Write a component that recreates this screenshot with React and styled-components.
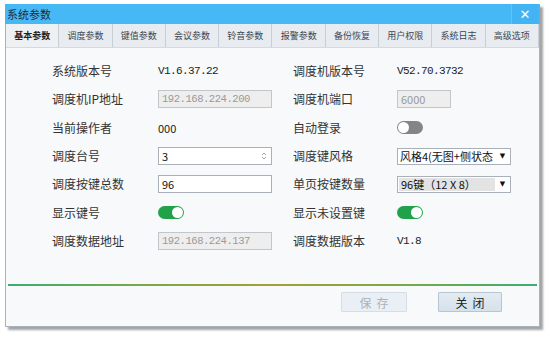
import React from 'react';
import styled, { createGlobalStyle } from 'styled-components';

const GlobalStyle = createGlobalStyle`
  html, body {
    margin: 0;
    padding: 0;
    background: #ffffff;
  }
  body {
    font-family: "Noto Sans CJK SC", "Noto Sans", sans-serif;
    color: #333333;
  }
`;

const CJK = '"Noto Sans CJK SC", "Noto Sans", sans-serif';
const SONG = '"Liberation Mono", "Noto Sans CJK SC", monospace';

const tabs = ['基本参数', '调度参数', '键值参数', '会议参数', '铃音参数', '报警参数', '备份恢复', '用户权限', '系统日志', '高级选项'];

const Page = styled.div`
  width: 553px;
  height: 340px;
  padding: 4px 0 0 5px;
  box-sizing: border-box;
`;

const Window = styled.div`
  width: 535px;
  height: 323px;
  box-sizing: border-box;
  display: flex;
  flex-direction: column;
  background: #f7f9fb;
  border: 1px solid #a9b3bd;
  border-top: none;
  box-shadow: 3px 3px 2px rgba(90, 90, 90, 0.55);
`;

const TitleBar = styled.div`
  height: 20px;
  margin: 0 -1px;
  display: flex;
  align-items: center;
  justify-content: space-between;
  background: #47b8f6;
`;

const Title = styled.span`
  padding-left: 2px;
  font-size: 11px;
  line-height: 20px;
  color: #1e2d3a;
`;

const CloseBtn = styled.div`
  width: 26px;
  height: 20px;
  display: flex;
  align-items: center;
  justify-content: center;
  border-left: 1px solid #5fc3f8;
  background: #42b4f4;
  color: #ffffff;
  font-size: 13px;
  font-weight: bold;
  font-family: "DejaVu Sans", sans-serif;
  margin-right: 2px;
`;

const TabBar = styled.div`
  height: 24px;
  display: grid;
  grid-template-columns: repeat(10, 1fr);
  background: #e8ecf0;
  border-bottom: 1px solid #d4dae0;
  box-sizing: border-box;
`;

const Tab = styled.div`
  display: flex;
  align-items: center;
  justify-content: center;
  font-size: 9px;
  color: ${p => (p.$active ? '#222' : '#3b4650')};
  font-weight: ${p => (p.$active ? 'bold' : 'normal')};
  background: ${p => (p.$active ? '#eef1f4' : '#e8ecf0')};
  border-right: 1px solid #c6ced6;
`;

const Form = styled.div`
  display: grid;
  grid-template-columns: 106px 135px 104px 1fr;
  grid-auto-rows: 28.3px;
  padding: 9px 0 0 46px;
  align-items: center;
`;

const Label = styled.div`
  font-size: 12px;
  line-height: 16px;
  color: #333;
  font-family: ${CJK};
`;

const Value = styled.div`
  font-size: ${p => (p.$song ? '11px' : '11px')};
  letter-spacing: ${p => (p.$song ? '-0.6px' : '0')};
  font-family: ${p => (p.$song ? SONG : CJK)};
  color: #222;
  line-height: 16px;
`;

const Input = styled.div`
  width: ${p => p.$w}px;
  height: 18px;
  box-sizing: border-box;
  display: flex;
  align-items: center;
  justify-content: space-between;
  padding: 0 3px;
  border: 1px solid ${p => (p.$disabled ? '#c2c6ca' : '#a9b0b7')};
  background: ${p => (p.$disabled ? '#eeeeee' : '#ffffff')};
  color: ${p => (p.$disabled ? '#9a9a9a' : '#111')};
  font-size: ${p => (p.$song ? '10.6px' : '11px')};
  letter-spacing: ${p => (p.$song ? '-0.5px' : '0')};
  font-family: ${p => (p.$song ? SONG : CJK)};
`;

const Spin = styled.svg`
  width: 6px;
  height: 10px;
  margin-right: 1px;
`;

const Select = styled.div`
  width: 114px;
  height: 17px;
  box-sizing: border-box;
  display: flex;
  align-items: stretch;
  border: 1px solid #a9b0b7;
  background: #fff;
`;

const SelectText = styled.div`
  flex: 1;
  display: flex;
  align-items: center;
  padding-left: 2px;
  white-space: nowrap;
  font-size: 11px;
  font-family: ${CJK};
  color: #111;
  background: ${p => (p.$highlight ? '#e3e3e3' : '#fff')};
  margin: ${p => (p.$highlight ? '1px 0 1px 1px' : '0')};
`;

const Arrow = styled.div`
  width: 15px;
  display: flex;
  align-items: center;
  justify-content: center;
  font-size: 7px;
  color: #111;
  font-family: "DejaVu Sans", sans-serif;
`;

const Toggle = styled.div`
  width: 26px;
  height: 13px;
  border-radius: 7px;
  background: ${p => (p.$on ? '#21a24a' : '#858585')};
  position: relative;
  &::after {
    content: '';
    position: absolute;
    top: 1px;
    left: ${p => (p.$on ? '14px' : '1px')};
    width: 11px;
    height: 11px;
    border-radius: 50%;
    background: #ffffff;
  }
`;

const Spacer = styled.div`
  flex: 1;
`;

const Divider = styled.div`
  height: 2px;
  margin: 0 2px;
  background: linear-gradient(90deg, #3aae72 0%, #7aa848 25%, #a3a032 50%, #7aa848 75%, #3aae72 100%);
`;

const Footer = styled.div`
  height: 40px;
  display: flex;
  justify-content: flex-end;
  align-items: flex-start;
  gap: 31px;
  padding: 6px 37px 0 0;
  box-sizing: border-box;
`;

const Button = styled.div`
  width: ${p => p.$w}px;
  height: 20px;
  box-sizing: border-box;
  display: flex;
  align-items: center;
  justify-content: center;
  letter-spacing: 5px;
  text-indent: 5px;
  font-size: 12px;
  font-family: ${CJK};
  color: ${p => (p.$disabled ? '#a9b2ba' : '#222')};
  border: 1px solid ${p => (p.$disabled ? '#d6dee5' : '#b9c5d0')};
  background: ${p => (p.$disabled ? '#e9eff4' : 'linear-gradient(#e3ebf2, #d6e1ea)')};
  border-radius: 1px;
`;

const SpinIcon = () => (
  <Spin viewBox="0 0 6 10">
    <path d="M1 4 L3 2 L5 4" fill="none" stroke="#8a8a8a" strokeWidth="0.8" />
    <path d="M1 6 L3 8 L5 6" fill="none" stroke="#8a8a8a" strokeWidth="0.8" />
  </Spin>
);

export default function App() {
  return (
    <>
      <GlobalStyle />
      <Page>
        <Window>
          <TitleBar>
            <Title>系统参数</Title>
            <CloseBtn>✕</CloseBtn>
          </TitleBar>
          <TabBar>
            {tabs.map((t, i) => (
              <Tab key={t} $active={i === 0}>{t}</Tab>
            ))}
          </TabBar>
          <Form>
            <Label>系统版本号</Label>
            <Value $song>V1.6.37.22</Value>
            <Label>调度机版本号</Label>
            <Value $song>V52.70.3732</Value>

            <Label>调度机IP地址</Label>
            <Input $w={114} $disabled $song>192.168.224.200</Input>
            <Label>调度机端口</Label>
            <Input $w={54} $disabled>6000</Input>

            <Label>当前操作者</Label>
            <Value>000</Value>
            <Label>自动登录</Label>
            <Toggle />

            <Label>调度台号</Label>
            <Input $w={114}>3<SpinIcon /></Input>
            <Label>调度键风格</Label>
            <Select>
              <SelectText>风格4(无图+侧状态</SelectText>
              <Arrow>▼</Arrow>
            </Select>

            <Label>调度按键总数</Label>
            <Input $w={114}>96</Input>
            <Label>单页按键数量</Label>
            <Select>
              <SelectText $highlight>96键（12 X 8）</SelectText>
              <Arrow>▼</Arrow>
            </Select>

            <Label>显示键号</Label>
            <Toggle $on />
            <Label>显示未设置键</Label>
            <Toggle $on />

            <Label>调度数据地址</Label>
            <Input $w={114} $disabled $song>192.168.224.137</Input>
            <Label>调度数据版本</Label>
            <Value $song>V1.8</Value>
          </Form>
          <Spacer />
          <Divider />
          <Footer>
            <Button $w={66} $disabled>保存</Button>
            <Button $w={64}>关闭</Button>
          </Footer>
        </Window>
      </Page>
    </>
  );
}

━━━━━━━━━━━━━━━━

◆ Exercise directions ◆
Set the data above down again exactly as given, with no pictures.

◆ Answer to the exercise ◆
Write a component that recreates this screenshot with React and styled-components.
import React from 'react';
import styled, { createGlobalStyle } from 'styled-components';

const GlobalStyle = createGlobalStyle`
  html, body {
    margin: 0;
    padding: 0;
    background: #ffffff;
  }
  body {
    font-family: "Noto Sans CJK SC", "Noto Sans", sans-serif;
    color: #333333;
  }
`;

const CJK = '"Noto Sans CJK SC", "Noto Sans", sans-serif';
const SONG = '"Liberation Mono", "Noto Sans CJK SC", monospace';

const tabs = ['基本参数', '调度参数', '键值参数', '会议参数', '铃音参数', '报警参数', '备份恢复', '用户权限', '系统日志', '高级选项'];

const Page = styled.div`
  width: 553px;
  height: 340px;
  padding: 4px 0 0 5px;
  box-sizing: border-box;
`;

const Window = styled.div`
  width: 535px;
  height: 323px;
  box-sizing: border-box;
  display: flex;
  flex-direction: column;
  background: #f7f9fb;
  border: 1px solid #a9b3bd;
  border-top: none;
  box-shadow: 3px 3px 2px rgba(90, 90, 90, 0.55);
`;

const TitleBar = styled.div`
  height: 20px;
  margin: 0 -1px;
  display: flex;
  align-items: center;
  justify-content: space-between;
  background: #47b8f6;
`;

const Title = styled.span`
  padding-left: 2px;
  font-size: 11px;
  line-height: 20px;
  color: #1e2d3a;
`;

const CloseBtn = styled.div`
  width: 26px;
  height: 20px;
  display: flex;
  align-items: center;
  justify-content: center;
  border-left: 1px solid #5fc3f8;
  background: #42b4f4;
  color: #ffffff;
  font-size: 13px;
  font-weight: bold;
  font-family: "DejaVu Sans", sans-serif;
  margin-right: 2px;
`;

const TabBar = styled.div`
  height: 24px;
  display: grid;
  grid-template-columns: repeat(10, 1fr);
  background: #e8ecf0;
  border-bottom: 1px solid #d4dae0;
  box-sizing: border-box;
`;

const Tab = styled.div`
  display: flex;
  align-items: center;
  justify-content: center;
  font-size: 9px;
  color: ${p => (p.$active ? '#222' : '#3b4650')};
  font-weight: ${p => (p.$active ? 'bold' : 'normal')};
  background: ${p => (p.$active ? '#eef1f4' : '#e8ecf0')};
  border-right: 1px solid #c6ced6;
`;

const Form = styled.div`
  display: grid;
  grid-template-columns: 106px 135px 104px 1fr;
  grid-auto-rows: 28.3px;
  padding: 9px 0 0 46px;
  align-items: center;
`;

const Label = styled.div`
  font-size: 12px;
  line-height: 16px;
  color: #333;
  font-family: ${CJK};
`;

const Value = styled.div`
  font-size: ${p => (p.$song ? '11px' : '11px')};
  letter-spacing: ${p => (p.$song ? '-0.6px' : '0')};
  font-family: ${p => (p.$song ? SONG : CJK)};
  color: #222;
  line-height: 16px;
`;

const Input = styled.div`
  width: ${p => p.$w}px;
  height: 18px;
  box-sizing: border-box;
  display: flex;
  align-items: center;
  justify-content: space-between;
  padding: 0 3px;
  border: 1px solid ${p => (p.$disabled ? '#c2c6ca' : '#a9b0b7')};
  background: ${p => (p.$disabled ? '#eeeeee' : '#ffffff')};
  color: ${p => (p.$disabled ? '#9a9a9a' : '#111')};
  font-size: ${p => (p.$song ? '10.6px' : '11px')};
  letter-spacing: ${p => (p.$song ? '-0.5px' : '0')};
  font-family: ${p => (p.$song ? SONG : CJK)};
`;

const Spin = styled.svg`
  width: 6px;
  height: 10px;
  margin-right: 1px;
`;

const Select = styled.div`
  width: 114px;
  height: 17px;
  box-sizing: border-box;
  display: flex;
  align-items: stretch;
  border: 1px solid #a9b0b7;
  background: #fff;
`;

const SelectText = styled.div`
  flex: 1;
  display: flex;
  align-items: center;
  padding-left: 2px;
  white-space: nowrap;
  font-size: 11px;
  font-family: ${CJK};
  color: #111;
  background: ${p => (p.$highlight ? '#e3e3e3' : '#fff')};
  margin: ${p => (p.$highlight ? '1px 0 1px 1px' : '0')};
`;

const Arrow = styled.div`
  width: 15px;
  display: flex;
  align-items: center;
  justify-content: center;
  font-size: 7px;
  color: #111;
  font-family: "DejaVu Sans", sans-serif;
`;

const Toggle = styled.div`
  width: 26px;
  height: 13px;
  border-radius: 7px;
  background: ${p => (p.$on ? '#21a24a' : '#858585')};
  position: relative;
  &::after {
    content: '';
    position: absolute;
    top: 1px;
    left: ${p => (p.$on ? '14px' : '1px')};
    width: 11px;
    height: 11px;
    border-radius: 50%;
    background: #ffffff;
  }
`;

const Spacer = styled.div`
  flex: 1;
`;

const Divider = styled.div`
  height: 2px;
  margin: 0 2px;
  background: linear-gradient(90deg, #3aae72 0%, #7aa848 25%, #a3a032 50%, #7aa848 75%, #3aae72 100%);
`;

const Footer = styled.div`
  height: 40px;
  display: flex;
  justify-content: flex-end;
  align-items: flex-start;
  gap: 31px;
  padding: 6px 37px 0 0;
  box-sizing: border-box;
`;

const Button = styled.div`
  width: ${p => p.$w}px;
  height: 20px;
  box-sizing: border-box;
  display: flex;
  align-items: center;
  justify-content: center;
  letter-spacing: 5px;
  text-indent: 5px;
  font-size: 12px;
  font-family: ${CJK};
  color: ${p => (p.$disabled ? '#a9b2ba' : '#222')};
  border: 1px solid ${p => (p.$disabled ? '#d6dee5' : '#b9c5d0')};
  background: ${p => (p.$disabled ? '#e9eff4' : 'linear-gradient(#e3ebf2, #d6e1ea)')};
  border-radius: 1px;
`;

const SpinIcon = () => (
  <Spin viewBox="0 0 6 10">
    <path d="M1 4 L3 2 L5 4" fill="none" stroke="#8a8a8a" strokeWidth="0.8" />
    <path d="M1 6 L3 8 L5 6" fill="none" stroke="#8a8a8a" strokeWidth="0.8" />
  </Spin>
);

export default function App() {
  return (
    <>
      <GlobalStyle />
      <Page>
        <Window>
          <TitleBar>
            <Title>系统参数</Title>
            <CloseBtn>✕</CloseBtn>
          </TitleBar>
          <TabBar>
            {tabs.map((t, i) => (
              <Tab key={t} $active={i === 0}>{t}</Tab>
            ))}
          </TabBar>
          <Form>
            <Label>系统版本号</Label>
            <Value $song>V1.6.37.22</Value>
            <Label>调度机版本号</Label>
            <Value $song>V52.70.3732</Value>

            <Label>调度机IP地址</Label>
            <Input $w={114} $disabled $song>192.168.224.200</Input>
            <Label>调度机端口</Label>
            <Input $w={54} $disabled>6000</Input>

            <Label>当前操作者</Label>
            <Value>000</Value>
            <Label>自动登录</Label>
            <Toggle />

            <Label>调度台号</Label>
            <Input $w={114}>3<SpinIcon /></Input>
            <Label>调度键风格</Label>
            <Select>
              <SelectText>风格4(无图+侧状态</SelectText>
              <Arrow>▼</Arrow>
            </Select>

            <Label>调度按键总数</Label>
            <Input $w={114}>96</Input>
            <Label>单页按键数量</Label>
            <Select>
              <SelectText $highlight>96键（12 X 8）</SelectText>
              <Arrow>▼</Arrow>
            </Select>

            <Label>显示键号</Label>
            <Toggle $on />
            <Label>显示未设置键</Label>
            <Toggle $on />

            <Label>调度数据地址</Label>
            <Input $w={114} $disabled $song>192.168.224.137</Input>
            <Label>调度数据版本</Label>
            <Value $song>V1.8</Value>
          </Form>
          <Spacer />
          <Divider />
          <Footer>
            <Button $w={66} $disabled>保存</Button>
            <Button $w={64}>关闭</Button>
          </Footer>
        </Window>
      </Page>
    </>
  );
}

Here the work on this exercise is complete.